**EXERCISE TASK**
Show every line where "with" occurs.

--- START OF DATASET SECTION ---

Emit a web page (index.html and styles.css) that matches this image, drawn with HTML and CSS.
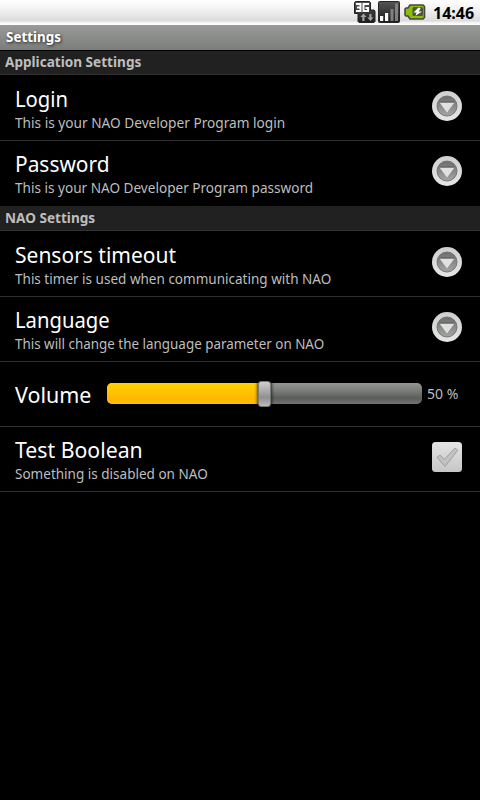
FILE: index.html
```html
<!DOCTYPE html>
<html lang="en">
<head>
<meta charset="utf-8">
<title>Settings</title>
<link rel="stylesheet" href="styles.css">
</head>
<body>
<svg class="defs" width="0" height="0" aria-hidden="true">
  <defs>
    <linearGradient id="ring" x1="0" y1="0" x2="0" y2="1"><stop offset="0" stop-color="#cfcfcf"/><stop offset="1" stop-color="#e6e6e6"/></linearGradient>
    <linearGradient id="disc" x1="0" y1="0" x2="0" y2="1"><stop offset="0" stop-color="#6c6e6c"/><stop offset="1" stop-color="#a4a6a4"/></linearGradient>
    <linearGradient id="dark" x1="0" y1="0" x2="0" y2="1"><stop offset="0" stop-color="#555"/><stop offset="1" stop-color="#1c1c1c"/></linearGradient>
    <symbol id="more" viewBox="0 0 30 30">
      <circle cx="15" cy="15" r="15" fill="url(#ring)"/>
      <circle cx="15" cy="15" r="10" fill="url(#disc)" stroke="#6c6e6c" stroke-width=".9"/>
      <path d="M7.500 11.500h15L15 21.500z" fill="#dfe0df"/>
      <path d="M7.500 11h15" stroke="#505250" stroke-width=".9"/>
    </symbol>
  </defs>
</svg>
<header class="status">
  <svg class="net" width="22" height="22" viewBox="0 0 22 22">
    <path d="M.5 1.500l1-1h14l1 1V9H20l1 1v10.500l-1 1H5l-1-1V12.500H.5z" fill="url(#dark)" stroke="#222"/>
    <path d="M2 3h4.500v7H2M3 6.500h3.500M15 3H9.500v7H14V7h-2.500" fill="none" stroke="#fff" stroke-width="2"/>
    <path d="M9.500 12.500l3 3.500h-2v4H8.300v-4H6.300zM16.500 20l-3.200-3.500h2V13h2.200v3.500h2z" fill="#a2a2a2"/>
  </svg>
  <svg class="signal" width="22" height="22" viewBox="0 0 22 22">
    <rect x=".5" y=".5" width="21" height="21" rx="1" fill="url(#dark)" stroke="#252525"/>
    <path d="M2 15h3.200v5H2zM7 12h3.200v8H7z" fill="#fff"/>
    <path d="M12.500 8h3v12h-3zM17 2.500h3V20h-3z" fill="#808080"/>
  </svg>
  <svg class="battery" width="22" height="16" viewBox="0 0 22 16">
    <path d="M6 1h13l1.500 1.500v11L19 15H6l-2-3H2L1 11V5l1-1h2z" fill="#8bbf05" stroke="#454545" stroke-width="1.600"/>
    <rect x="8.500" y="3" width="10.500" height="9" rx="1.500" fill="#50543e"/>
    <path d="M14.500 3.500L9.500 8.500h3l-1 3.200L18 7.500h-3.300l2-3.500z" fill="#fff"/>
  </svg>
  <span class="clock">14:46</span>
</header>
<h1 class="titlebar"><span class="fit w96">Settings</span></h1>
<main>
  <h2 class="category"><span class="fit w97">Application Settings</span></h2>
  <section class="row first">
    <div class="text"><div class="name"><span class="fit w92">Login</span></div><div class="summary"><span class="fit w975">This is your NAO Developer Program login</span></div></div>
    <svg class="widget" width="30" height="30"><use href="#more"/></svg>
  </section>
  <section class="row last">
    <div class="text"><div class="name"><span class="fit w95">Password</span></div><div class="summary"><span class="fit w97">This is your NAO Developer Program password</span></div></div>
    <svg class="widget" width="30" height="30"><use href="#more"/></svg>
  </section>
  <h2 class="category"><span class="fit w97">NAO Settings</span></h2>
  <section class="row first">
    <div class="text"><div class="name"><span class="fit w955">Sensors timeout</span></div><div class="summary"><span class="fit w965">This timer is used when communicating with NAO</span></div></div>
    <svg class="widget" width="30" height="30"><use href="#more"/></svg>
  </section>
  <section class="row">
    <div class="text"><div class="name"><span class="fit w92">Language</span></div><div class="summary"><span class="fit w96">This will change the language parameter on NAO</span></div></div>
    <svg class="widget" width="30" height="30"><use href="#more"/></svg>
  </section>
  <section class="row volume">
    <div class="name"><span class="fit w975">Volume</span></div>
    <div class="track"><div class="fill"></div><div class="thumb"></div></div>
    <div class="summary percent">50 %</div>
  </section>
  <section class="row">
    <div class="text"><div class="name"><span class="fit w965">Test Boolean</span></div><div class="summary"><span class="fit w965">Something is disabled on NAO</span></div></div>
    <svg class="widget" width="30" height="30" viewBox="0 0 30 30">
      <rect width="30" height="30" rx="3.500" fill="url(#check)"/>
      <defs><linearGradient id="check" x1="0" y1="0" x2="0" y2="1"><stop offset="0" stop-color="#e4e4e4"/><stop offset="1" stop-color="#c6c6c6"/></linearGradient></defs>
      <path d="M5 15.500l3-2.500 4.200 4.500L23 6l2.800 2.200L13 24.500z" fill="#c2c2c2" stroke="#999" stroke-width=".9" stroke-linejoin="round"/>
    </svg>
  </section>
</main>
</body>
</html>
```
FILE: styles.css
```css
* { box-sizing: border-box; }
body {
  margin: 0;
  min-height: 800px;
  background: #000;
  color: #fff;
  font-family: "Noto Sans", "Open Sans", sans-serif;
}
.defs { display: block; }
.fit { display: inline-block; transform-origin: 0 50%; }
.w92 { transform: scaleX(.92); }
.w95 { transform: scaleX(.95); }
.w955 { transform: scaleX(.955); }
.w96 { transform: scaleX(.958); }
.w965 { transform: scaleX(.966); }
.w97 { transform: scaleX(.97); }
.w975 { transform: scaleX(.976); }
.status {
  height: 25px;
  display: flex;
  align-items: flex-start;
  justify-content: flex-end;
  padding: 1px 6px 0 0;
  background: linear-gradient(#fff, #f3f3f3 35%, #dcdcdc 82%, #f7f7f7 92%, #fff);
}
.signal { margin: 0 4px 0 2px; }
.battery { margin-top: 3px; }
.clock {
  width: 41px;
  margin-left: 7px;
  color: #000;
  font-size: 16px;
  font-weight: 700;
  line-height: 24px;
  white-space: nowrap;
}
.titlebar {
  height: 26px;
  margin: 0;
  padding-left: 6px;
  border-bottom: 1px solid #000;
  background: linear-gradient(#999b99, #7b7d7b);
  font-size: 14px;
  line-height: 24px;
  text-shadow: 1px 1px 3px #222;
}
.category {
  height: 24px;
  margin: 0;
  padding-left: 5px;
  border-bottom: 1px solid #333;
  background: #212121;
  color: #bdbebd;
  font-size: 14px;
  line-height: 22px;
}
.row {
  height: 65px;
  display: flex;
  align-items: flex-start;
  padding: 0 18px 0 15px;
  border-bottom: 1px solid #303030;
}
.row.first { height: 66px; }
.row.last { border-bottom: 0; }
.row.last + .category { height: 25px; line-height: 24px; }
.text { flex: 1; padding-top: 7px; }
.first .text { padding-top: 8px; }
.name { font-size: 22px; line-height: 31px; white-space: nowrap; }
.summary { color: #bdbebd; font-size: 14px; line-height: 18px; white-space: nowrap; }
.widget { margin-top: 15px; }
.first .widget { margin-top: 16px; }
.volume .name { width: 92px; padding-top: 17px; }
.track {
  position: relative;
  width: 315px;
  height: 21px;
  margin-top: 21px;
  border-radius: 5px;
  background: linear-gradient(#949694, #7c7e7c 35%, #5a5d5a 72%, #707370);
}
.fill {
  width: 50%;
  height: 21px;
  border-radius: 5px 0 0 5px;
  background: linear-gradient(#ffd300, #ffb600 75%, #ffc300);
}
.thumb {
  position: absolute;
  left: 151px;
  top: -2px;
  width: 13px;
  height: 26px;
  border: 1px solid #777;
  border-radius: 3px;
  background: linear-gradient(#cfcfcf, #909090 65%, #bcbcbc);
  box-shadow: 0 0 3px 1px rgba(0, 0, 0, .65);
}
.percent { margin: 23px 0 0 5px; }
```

--- END OF DATASET SECTION ---

**TASK SOLUTION**
Emit a web page (index.html and styles.css) that matches this image, drawn with HTML and CSS.
    <div class="text"><div class="name"><span class="fit w955">Sensors timeout</span></div><div class="summary"><span class="fit w965">This timer is used when communicating with NAO</span></div></div>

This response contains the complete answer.